§ **What is being asked**
Pictures stay out of the copy; set down each line of the listing below exactly.

§ **Material provided**
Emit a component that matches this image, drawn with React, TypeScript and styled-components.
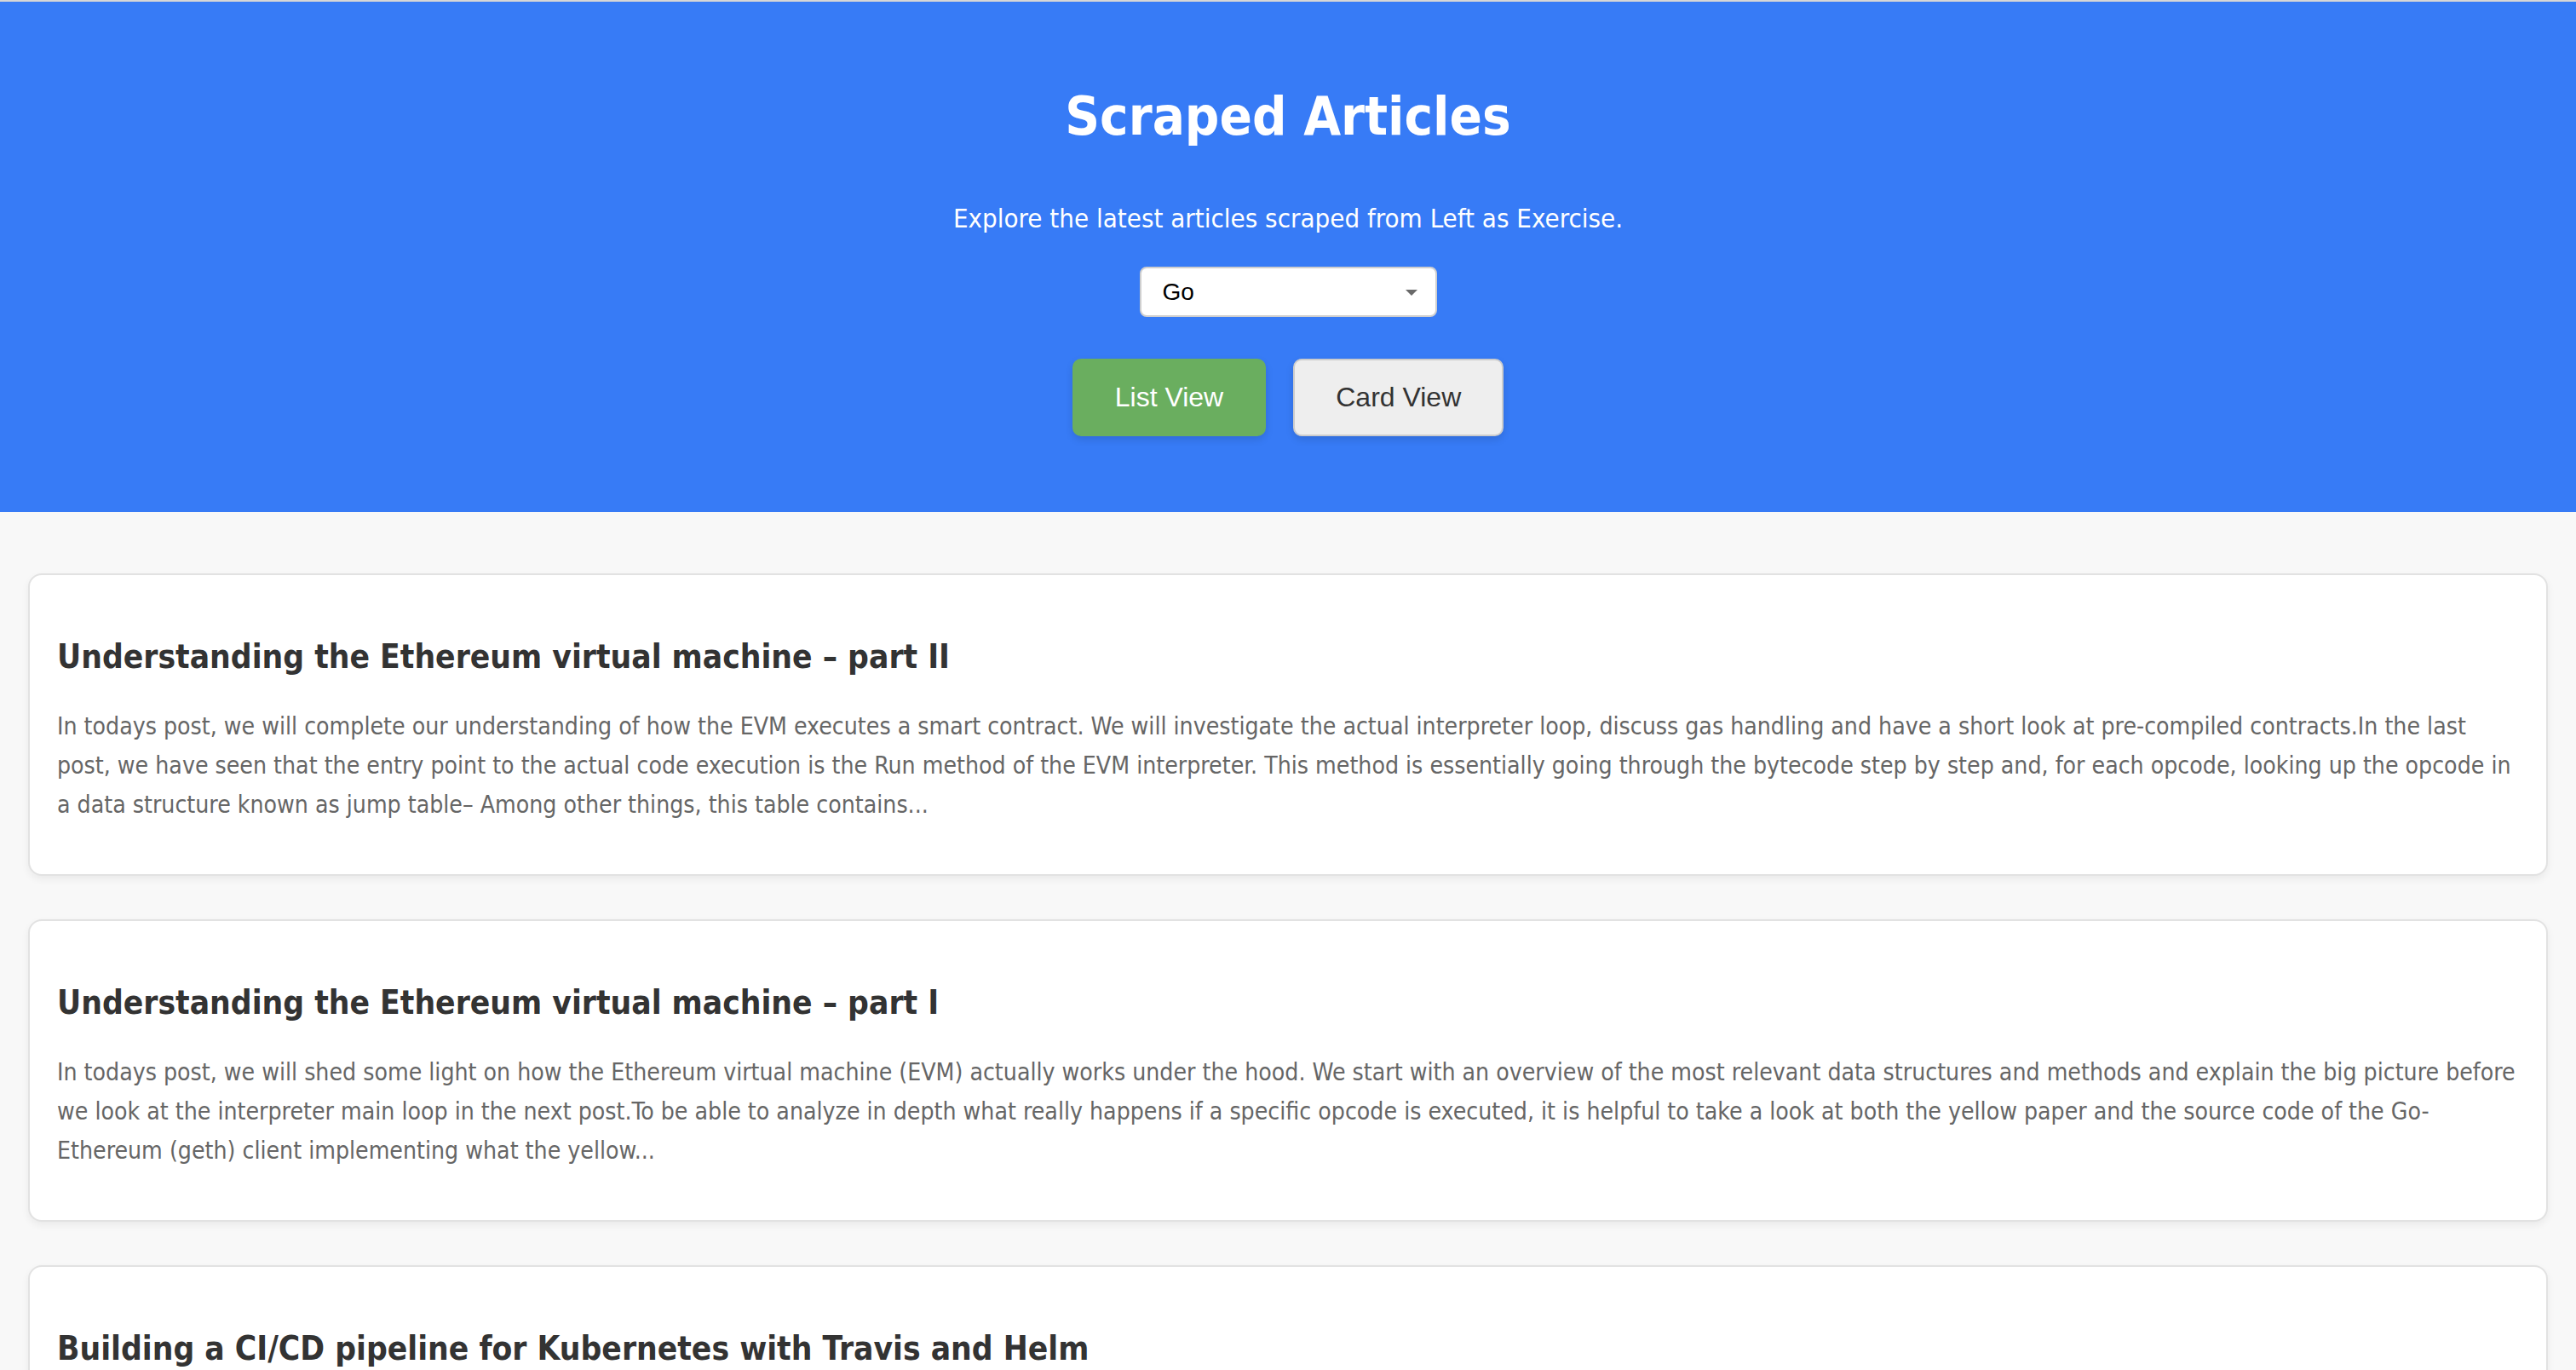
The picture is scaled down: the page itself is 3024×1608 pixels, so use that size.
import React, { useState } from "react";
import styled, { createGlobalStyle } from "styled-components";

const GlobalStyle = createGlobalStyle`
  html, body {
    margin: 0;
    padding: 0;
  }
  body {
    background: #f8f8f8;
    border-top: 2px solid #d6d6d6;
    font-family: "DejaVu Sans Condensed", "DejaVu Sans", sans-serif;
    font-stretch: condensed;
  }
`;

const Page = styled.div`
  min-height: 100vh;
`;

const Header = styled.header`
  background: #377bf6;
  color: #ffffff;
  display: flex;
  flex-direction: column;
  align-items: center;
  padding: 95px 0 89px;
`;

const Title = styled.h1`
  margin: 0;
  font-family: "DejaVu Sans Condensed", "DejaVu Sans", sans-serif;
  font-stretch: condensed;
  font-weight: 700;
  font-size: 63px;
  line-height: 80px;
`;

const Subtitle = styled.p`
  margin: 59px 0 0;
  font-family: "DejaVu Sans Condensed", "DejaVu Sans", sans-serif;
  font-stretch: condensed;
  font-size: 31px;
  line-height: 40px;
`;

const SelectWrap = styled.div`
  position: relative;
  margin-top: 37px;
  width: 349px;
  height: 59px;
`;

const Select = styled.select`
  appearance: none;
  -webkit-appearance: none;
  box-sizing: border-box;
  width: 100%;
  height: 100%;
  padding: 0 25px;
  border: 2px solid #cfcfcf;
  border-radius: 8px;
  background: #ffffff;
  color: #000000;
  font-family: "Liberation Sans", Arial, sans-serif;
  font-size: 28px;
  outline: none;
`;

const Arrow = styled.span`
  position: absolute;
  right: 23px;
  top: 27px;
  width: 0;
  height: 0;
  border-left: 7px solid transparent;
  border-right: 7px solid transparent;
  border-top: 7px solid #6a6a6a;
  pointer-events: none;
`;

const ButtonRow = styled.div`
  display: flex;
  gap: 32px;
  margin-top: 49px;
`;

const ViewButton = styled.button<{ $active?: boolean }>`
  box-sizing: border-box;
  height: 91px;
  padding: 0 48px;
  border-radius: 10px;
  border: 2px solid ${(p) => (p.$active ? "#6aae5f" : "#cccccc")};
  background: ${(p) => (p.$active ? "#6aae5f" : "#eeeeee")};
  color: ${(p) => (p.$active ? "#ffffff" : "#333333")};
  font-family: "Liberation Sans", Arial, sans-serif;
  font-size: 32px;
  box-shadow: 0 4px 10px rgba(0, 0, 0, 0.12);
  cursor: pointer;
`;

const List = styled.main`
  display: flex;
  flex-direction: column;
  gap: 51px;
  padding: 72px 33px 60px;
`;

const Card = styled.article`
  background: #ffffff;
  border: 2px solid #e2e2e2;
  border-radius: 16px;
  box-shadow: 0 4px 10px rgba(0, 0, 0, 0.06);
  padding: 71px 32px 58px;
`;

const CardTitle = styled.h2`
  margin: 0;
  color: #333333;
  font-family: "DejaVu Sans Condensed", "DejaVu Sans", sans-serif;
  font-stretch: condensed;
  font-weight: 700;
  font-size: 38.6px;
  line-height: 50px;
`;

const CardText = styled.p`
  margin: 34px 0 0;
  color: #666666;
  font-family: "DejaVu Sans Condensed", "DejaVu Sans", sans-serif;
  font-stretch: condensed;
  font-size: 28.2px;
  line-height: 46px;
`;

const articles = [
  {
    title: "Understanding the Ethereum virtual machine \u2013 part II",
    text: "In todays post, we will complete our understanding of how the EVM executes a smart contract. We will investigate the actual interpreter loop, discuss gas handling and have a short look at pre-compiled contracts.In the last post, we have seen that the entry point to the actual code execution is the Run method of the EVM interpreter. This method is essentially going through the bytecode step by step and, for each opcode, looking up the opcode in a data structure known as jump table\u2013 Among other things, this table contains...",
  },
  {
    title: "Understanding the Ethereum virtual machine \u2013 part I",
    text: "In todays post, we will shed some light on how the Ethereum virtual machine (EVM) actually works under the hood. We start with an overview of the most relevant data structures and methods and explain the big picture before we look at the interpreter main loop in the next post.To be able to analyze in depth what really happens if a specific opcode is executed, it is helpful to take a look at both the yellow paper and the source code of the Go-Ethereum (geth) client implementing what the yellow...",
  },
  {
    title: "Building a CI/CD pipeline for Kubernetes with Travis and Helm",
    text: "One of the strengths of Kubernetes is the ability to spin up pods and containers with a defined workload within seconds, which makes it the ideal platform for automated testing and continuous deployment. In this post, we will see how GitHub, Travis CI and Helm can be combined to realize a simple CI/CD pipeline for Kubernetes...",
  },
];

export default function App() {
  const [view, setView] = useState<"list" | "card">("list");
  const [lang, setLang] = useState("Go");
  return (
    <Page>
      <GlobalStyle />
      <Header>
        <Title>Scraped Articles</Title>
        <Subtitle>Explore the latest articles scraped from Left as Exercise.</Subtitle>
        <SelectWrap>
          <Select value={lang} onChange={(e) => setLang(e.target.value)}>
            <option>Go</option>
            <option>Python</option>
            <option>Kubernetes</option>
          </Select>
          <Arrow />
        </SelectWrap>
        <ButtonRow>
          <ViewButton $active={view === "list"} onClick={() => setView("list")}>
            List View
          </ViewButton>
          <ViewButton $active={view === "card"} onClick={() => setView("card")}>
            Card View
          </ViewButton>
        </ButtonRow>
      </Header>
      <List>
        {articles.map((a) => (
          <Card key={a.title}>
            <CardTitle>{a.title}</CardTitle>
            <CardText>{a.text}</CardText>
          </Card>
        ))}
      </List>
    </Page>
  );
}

§ **Response for this exercise**
Emit a component that matches this image, drawn with React, TypeScript and styled-components.
The picture is scaled down: the page itself is 3024×1608 pixels, so use that size.
import React, { useState } from "react";
import styled, { createGlobalStyle } from "styled-components";

const GlobalStyle = createGlobalStyle`
  html, body {
    margin: 0;
    padding: 0;
  }
  body {
    background: #f8f8f8;
    border-top: 2px solid #d6d6d6;
    font-family: "DejaVu Sans Condensed", "DejaVu Sans", sans-serif;
    font-stretch: condensed;
  }
`;

const Page = styled.div`
  min-height: 100vh;
`;

const Header = styled.header`
  background: #377bf6;
  color: #ffffff;
  display: flex;
  flex-direction: column;
  align-items: center;
  padding: 95px 0 89px;
`;

const Title = styled.h1`
  margin: 0;
  font-family: "DejaVu Sans Condensed", "DejaVu Sans", sans-serif;
  font-stretch: condensed;
  font-weight: 700;
  font-size: 63px;
  line-height: 80px;
`;

const Subtitle = styled.p`
  margin: 59px 0 0;
  font-family: "DejaVu Sans Condensed", "DejaVu Sans", sans-serif;
  font-stretch: condensed;
  font-size: 31px;
  line-height: 40px;
`;

const SelectWrap = styled.div`
  position: relative;
  margin-top: 37px;
  width: 349px;
  height: 59px;
`;

const Select = styled.select`
  appearance: none;
  -webkit-appearance: none;
  box-sizing: border-box;
  width: 100%;
  height: 100%;
  padding: 0 25px;
  border: 2px solid #cfcfcf;
  border-radius: 8px;
  background: #ffffff;
  color: #000000;
  font-family: "Liberation Sans", Arial, sans-serif;
  font-size: 28px;
  outline: none;
`;

const Arrow = styled.span`
  position: absolute;
  right: 23px;
  top: 27px;
  width: 0;
  height: 0;
  border-left: 7px solid transparent;
  border-right: 7px solid transparent;
  border-top: 7px solid #6a6a6a;
  pointer-events: none;
`;

const ButtonRow = styled.div`
  display: flex;
  gap: 32px;
  margin-top: 49px;
`;

const ViewButton = styled.button<{ $active?: boolean }>`
  box-sizing: border-box;
  height: 91px;
  padding: 0 48px;
  border-radius: 10px;
  border: 2px solid ${(p) => (p.$active ? "#6aae5f" : "#cccccc")};
  background: ${(p) => (p.$active ? "#6aae5f" : "#eeeeee")};
  color: ${(p) => (p.$active ? "#ffffff" : "#333333")};
  font-family: "Liberation Sans", Arial, sans-serif;
  font-size: 32px;
  box-shadow: 0 4px 10px rgba(0, 0, 0, 0.12);
  cursor: pointer;
`;

const List = styled.main`
  display: flex;
  flex-direction: column;
  gap: 51px;
  padding: 72px 33px 60px;
`;

const Card = styled.article`
  background: #ffffff;
  border: 2px solid #e2e2e2;
  border-radius: 16px;
  box-shadow: 0 4px 10px rgba(0, 0, 0, 0.06);
  padding: 71px 32px 58px;
`;

const CardTitle = styled.h2`
  margin: 0;
  color: #333333;
  font-family: "DejaVu Sans Condensed", "DejaVu Sans", sans-serif;
  font-stretch: condensed;
  font-weight: 700;
  font-size: 38.6px;
  line-height: 50px;
`;

const CardText = styled.p`
  margin: 34px 0 0;
  color: #666666;
  font-family: "DejaVu Sans Condensed", "DejaVu Sans", sans-serif;
  font-stretch: condensed;
  font-size: 28.2px;
  line-height: 46px;
`;

const articles = [
  {
    title: "Understanding the Ethereum virtual machine \u2013 part II",
    text: "In todays post, we will complete our understanding of how the EVM executes a smart contract. We will investigate the actual interpreter loop, discuss gas handling and have a short look at pre-compiled contracts.In the last post, we have seen that the entry point to the actual code execution is the Run method of the EVM interpreter. This method is essentially going through the bytecode step by step and, for each opcode, looking up the opcode in a data structure known as jump table\u2013 Among other things, this table contains...",
  },
  {
    title: "Understanding the Ethereum virtual machine \u2013 part I",
    text: "In todays post, we will shed some light on how the Ethereum virtual machine (EVM) actually works under the hood. We start with an overview of the most relevant data structures and methods and explain the big picture before we look at the interpreter main loop in the next post.To be able to analyze in depth what really happens if a specific opcode is executed, it is helpful to take a look at both the yellow paper and the source code of the Go-Ethereum (geth) client implementing what the yellow...",
  },
  {
    title: "Building a CI/CD pipeline for Kubernetes with Travis and Helm",
    text: "One of the strengths of Kubernetes is the ability to spin up pods and containers with a defined workload within seconds, which makes it the ideal platform for automated testing and continuous deployment. In this post, we will see how GitHub, Travis CI and Helm can be combined to realize a simple CI/CD pipeline for Kubernetes...",
  },
];

export default function App() {
  const [view, setView] = useState<"list" | "card">("list");
  const [lang, setLang] = useState("Go");
  return (
    <Page>
      <GlobalStyle />
      <Header>
        <Title>Scraped Articles</Title>
        <Subtitle>Explore the latest articles scraped from Left as Exercise.</Subtitle>
        <SelectWrap>
          <Select value={lang} onChange={(e) => setLang(e.target.value)}>
            <option>Go</option>
            <option>Python</option>
            <option>Kubernetes</option>
          </Select>
          <Arrow />
        </SelectWrap>
        <ButtonRow>
          <ViewButton $active={view === "list"} onClick={() => setView("list")}>
            List View
          </ViewButton>
          <ViewButton $active={view === "card"} onClick={() => setView("card")}>
            Card View
          </ViewButton>
        </ButtonRow>
      </Header>
      <List>
        {articles.map((a) => (
          <Card key={a.title}>
            <CardTitle>{a.title}</CardTitle>
            <CardText>{a.text}</CardText>
          </Card>
        ))}
      </List>
    </Page>
  );
}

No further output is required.